The Harry Potter series is a fantasy-projection of post-Christian man burdened by the flattening effect of materialism on his perceptions/imagination. His innate spiritual sense is so deeply entrenched in the material-carnal that he can scarcely extricate himself from it, and his attempts to do so almost always take the form of immanentist beliefs. This manifests itself in both religious and cultural works that present man as a being who possesses god-like powers, without any reference to a source of those powers, nor to any set of moral absolutes against which he can measure the rightness or wrongness of his actions. Whatever authentic morals, virtues, and values are to be found in the Potter books are an inheritance from Christianity, surviving only as a humanistic ethos, a remnant of what they once were. Here again we find another distinction so far absent from the debate: Is there not a qualitative difference in a society (such as ours) that is descending back into the darkness of paganism, and a society (such as the peoples of the early Christian era) who were laboriously climbing out of it? A traveler climbing a long road out of a swamp may meet another traveler going back down into the swamp. For a passing moment they may appear to be at the same position, but their destinations are radically different. --Michael D. O'Brien, Harry Potter and the Paganization of Culture
Interesting. Although this text seems to deal with “post Christian” man, references to “magic” have long been with us.

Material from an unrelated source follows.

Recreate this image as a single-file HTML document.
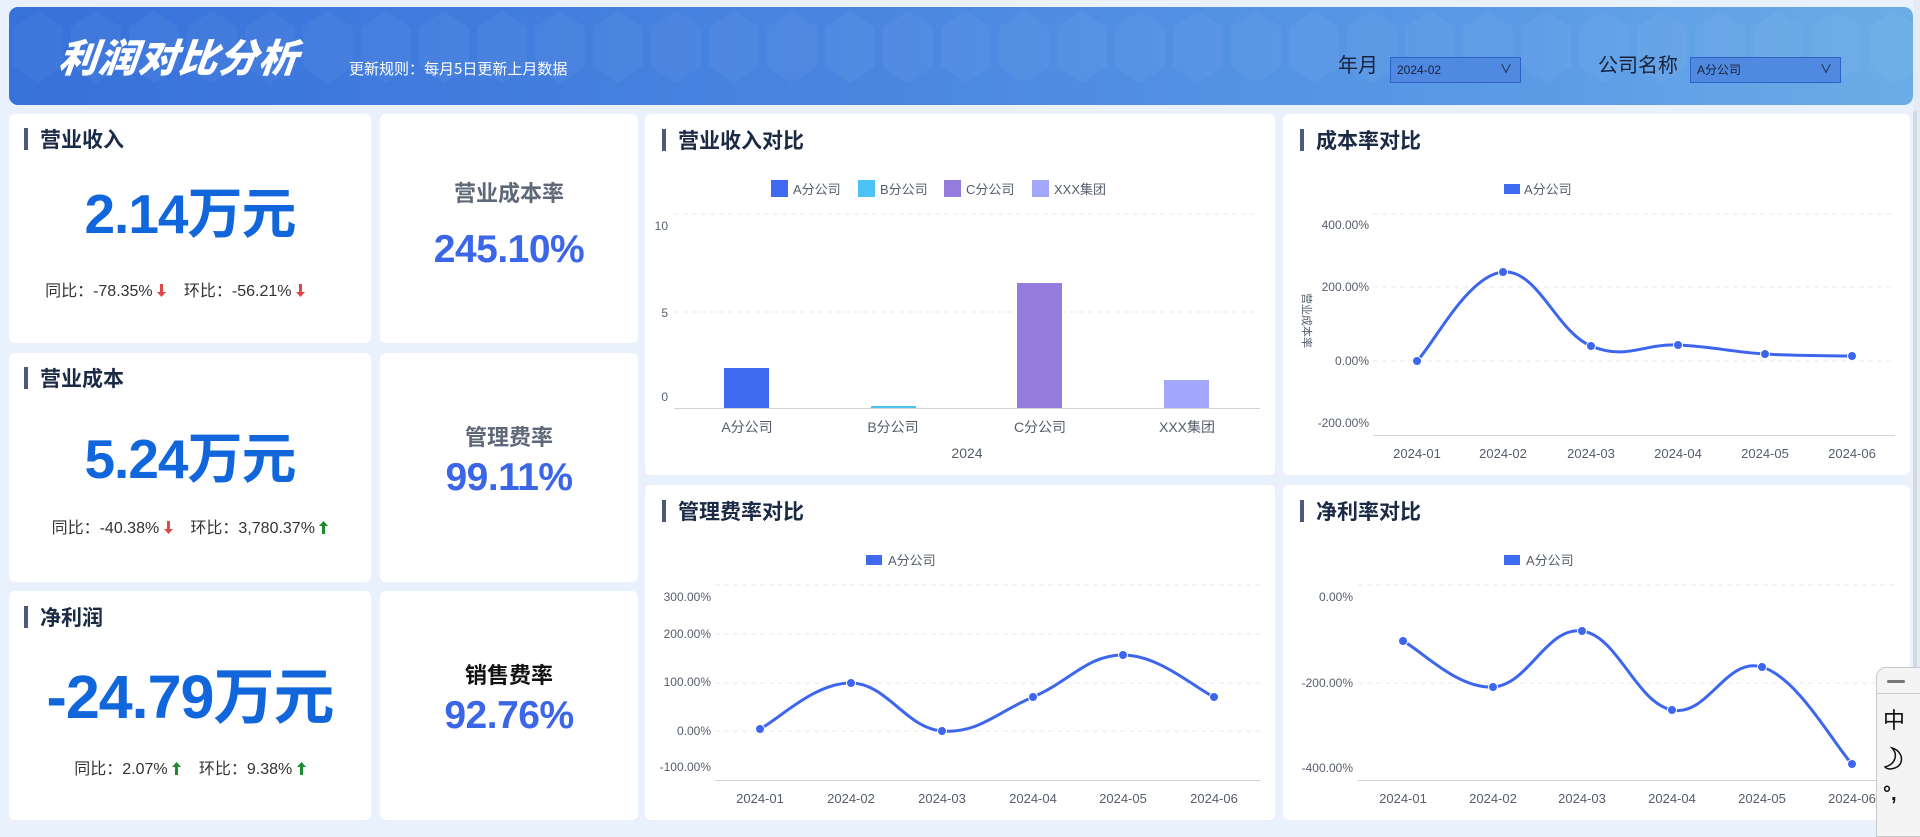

Don’t get me wrong, I am a Christian, but I see in the big picture that Potter is the fictional “good”. I don’t see Potter as a pagan. The overall message to me is that good is still good, evil is still evil. Good overcomes evil even against the odds.
Not #251, but post #253 ... :)
After skipping and skimming through this thread and others I will say our parental policy is the same as its ever been: Stay the hell away from anything that rings of the occult. No matter how cute and engaging the characters and stage props (If they are — I haven’t seen any of it). I believe that my very brief and superficial interest in things like OoB experiences during my teens **might** have led to a non-healing wound I have even today! (The Devil’s spite against my rejecting his trap).
And to the poster who alleged a lack of good parenting skills on the part of any parent who produces an offspring that can be swayed by this stuff I say: The Devil is much more powerful than you are, best to keep your kids out of his reach! Disclaimer and full disclosure: I believe that a number of independent priests in schism and even Sedevacantist are much closer to the Magisterium than your typical garden variety Vatican II priest. This is part of the inverted world since 1960. Mary warned us.
Hoping Netmilsmom doesn’t write me off for this... I like her.
Yes, the devil is shrewd. It isn’t necessary for the author, the actors, the publisher, the theater chain, etc., to have evil intentions. The devil can work with what he finds.